**Problem details**
Copy every line of the records below where the word "this" occurs.

**Dataset rows**
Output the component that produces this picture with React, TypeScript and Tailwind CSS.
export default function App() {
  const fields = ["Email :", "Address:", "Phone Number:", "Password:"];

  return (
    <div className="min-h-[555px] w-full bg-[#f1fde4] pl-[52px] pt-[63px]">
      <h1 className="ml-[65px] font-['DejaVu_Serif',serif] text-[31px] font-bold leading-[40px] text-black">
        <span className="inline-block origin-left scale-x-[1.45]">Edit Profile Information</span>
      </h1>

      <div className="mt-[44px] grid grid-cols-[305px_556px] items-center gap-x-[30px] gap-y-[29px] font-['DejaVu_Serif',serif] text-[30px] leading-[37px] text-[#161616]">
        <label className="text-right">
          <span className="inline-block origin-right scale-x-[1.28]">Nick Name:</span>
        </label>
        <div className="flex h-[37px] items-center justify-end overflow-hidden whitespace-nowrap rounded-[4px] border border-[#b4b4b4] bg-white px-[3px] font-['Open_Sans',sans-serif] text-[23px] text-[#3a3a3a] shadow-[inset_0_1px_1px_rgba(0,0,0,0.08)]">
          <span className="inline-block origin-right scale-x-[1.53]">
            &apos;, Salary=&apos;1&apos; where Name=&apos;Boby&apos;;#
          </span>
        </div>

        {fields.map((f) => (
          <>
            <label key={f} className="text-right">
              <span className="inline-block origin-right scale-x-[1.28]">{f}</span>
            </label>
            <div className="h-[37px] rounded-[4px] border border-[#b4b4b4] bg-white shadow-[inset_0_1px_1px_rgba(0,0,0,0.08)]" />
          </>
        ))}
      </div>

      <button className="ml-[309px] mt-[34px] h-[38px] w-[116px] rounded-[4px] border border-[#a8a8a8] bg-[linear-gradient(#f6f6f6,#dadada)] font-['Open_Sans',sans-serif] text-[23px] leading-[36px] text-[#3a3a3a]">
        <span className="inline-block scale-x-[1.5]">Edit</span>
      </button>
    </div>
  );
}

* * *

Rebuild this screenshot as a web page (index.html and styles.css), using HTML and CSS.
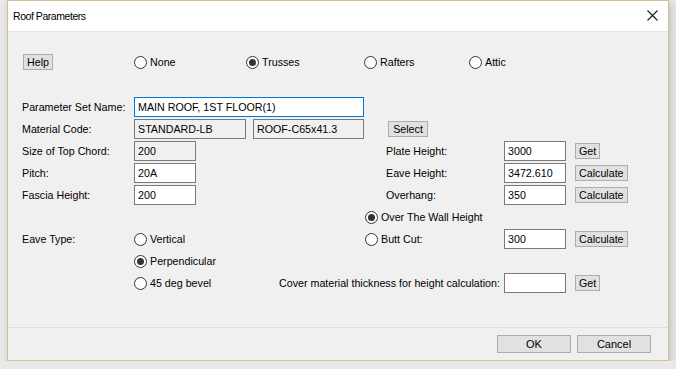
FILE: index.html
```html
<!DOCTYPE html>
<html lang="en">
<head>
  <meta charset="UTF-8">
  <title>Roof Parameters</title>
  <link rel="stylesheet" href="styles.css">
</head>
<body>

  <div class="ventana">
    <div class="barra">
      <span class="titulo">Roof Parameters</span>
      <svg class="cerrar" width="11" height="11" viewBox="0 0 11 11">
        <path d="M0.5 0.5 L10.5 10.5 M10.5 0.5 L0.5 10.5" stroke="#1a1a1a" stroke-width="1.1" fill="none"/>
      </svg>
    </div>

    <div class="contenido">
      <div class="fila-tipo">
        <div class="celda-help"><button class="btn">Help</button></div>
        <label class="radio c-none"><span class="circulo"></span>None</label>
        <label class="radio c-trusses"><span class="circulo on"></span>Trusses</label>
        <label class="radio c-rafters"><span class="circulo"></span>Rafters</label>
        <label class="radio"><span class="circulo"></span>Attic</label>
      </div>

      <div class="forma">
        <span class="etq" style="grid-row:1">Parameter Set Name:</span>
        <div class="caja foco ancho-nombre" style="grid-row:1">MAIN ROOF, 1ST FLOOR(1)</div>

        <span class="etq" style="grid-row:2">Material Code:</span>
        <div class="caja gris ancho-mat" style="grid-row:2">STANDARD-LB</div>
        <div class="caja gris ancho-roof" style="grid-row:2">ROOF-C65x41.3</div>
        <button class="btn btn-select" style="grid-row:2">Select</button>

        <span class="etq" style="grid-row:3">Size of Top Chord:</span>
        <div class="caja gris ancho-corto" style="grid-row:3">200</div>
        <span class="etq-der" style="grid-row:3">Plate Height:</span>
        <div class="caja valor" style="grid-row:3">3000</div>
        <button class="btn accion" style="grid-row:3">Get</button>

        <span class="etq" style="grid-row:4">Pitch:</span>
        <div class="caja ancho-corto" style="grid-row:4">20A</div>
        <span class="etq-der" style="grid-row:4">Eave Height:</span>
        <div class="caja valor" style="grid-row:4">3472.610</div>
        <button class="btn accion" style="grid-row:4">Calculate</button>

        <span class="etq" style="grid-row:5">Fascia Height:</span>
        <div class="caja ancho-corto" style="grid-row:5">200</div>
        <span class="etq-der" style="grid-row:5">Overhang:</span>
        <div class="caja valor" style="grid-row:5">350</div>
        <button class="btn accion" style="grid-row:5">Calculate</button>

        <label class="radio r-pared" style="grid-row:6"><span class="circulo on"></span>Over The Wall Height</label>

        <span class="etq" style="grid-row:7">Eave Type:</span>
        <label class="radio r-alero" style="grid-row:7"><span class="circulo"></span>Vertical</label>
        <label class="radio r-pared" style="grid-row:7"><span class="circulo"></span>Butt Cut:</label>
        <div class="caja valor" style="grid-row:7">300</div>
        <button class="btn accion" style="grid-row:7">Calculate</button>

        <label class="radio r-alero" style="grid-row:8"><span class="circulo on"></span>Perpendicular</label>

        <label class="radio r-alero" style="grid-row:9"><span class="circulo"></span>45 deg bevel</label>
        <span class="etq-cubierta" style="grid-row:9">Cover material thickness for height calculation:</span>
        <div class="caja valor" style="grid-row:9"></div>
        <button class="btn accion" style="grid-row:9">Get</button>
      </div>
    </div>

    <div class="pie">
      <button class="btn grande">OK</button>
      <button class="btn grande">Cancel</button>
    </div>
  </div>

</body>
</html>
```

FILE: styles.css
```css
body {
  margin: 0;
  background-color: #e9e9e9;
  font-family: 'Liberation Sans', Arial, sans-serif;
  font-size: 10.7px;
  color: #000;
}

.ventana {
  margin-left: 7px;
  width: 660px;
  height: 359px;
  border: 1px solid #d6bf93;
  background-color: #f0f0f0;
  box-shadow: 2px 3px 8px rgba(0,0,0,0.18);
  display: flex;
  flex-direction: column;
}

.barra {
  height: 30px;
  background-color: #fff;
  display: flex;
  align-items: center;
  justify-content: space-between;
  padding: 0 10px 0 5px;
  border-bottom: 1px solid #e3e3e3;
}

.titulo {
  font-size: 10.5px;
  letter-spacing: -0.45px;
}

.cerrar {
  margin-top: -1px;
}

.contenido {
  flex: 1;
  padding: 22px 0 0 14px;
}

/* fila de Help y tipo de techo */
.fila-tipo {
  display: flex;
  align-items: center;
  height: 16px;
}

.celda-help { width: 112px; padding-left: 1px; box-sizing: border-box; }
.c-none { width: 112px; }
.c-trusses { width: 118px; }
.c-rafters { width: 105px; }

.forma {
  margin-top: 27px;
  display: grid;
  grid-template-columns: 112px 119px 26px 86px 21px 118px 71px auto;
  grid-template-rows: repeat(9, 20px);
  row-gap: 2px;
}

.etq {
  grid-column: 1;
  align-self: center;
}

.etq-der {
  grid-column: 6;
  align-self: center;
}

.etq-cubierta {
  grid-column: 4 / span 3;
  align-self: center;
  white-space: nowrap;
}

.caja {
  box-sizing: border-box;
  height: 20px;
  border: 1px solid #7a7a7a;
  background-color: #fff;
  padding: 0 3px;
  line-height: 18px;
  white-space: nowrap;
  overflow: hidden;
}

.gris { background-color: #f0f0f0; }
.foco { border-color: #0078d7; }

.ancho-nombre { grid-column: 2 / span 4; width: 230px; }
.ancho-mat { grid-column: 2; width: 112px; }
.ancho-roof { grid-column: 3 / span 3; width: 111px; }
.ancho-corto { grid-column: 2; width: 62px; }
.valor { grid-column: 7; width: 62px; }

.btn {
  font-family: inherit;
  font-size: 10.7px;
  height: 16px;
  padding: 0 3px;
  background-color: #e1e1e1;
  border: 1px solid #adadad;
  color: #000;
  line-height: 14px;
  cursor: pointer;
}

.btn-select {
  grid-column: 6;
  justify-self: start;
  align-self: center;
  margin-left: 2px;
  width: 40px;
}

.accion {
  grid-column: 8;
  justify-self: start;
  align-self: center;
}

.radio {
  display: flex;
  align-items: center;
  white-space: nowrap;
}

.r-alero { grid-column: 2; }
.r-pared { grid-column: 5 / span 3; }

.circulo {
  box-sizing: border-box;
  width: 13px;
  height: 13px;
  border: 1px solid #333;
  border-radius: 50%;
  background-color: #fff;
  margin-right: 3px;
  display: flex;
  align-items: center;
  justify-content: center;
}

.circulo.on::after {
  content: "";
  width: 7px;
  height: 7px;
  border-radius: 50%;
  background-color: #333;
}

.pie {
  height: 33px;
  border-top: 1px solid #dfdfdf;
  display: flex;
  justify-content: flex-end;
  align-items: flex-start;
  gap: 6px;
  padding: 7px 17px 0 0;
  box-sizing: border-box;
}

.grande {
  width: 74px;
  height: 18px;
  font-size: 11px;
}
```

**Response**
Output the component that produces this picture with React, TypeScript and Tailwind CSS.
Rebuild this screenshot as a web page (index.html and styles.css), using HTML and CSS.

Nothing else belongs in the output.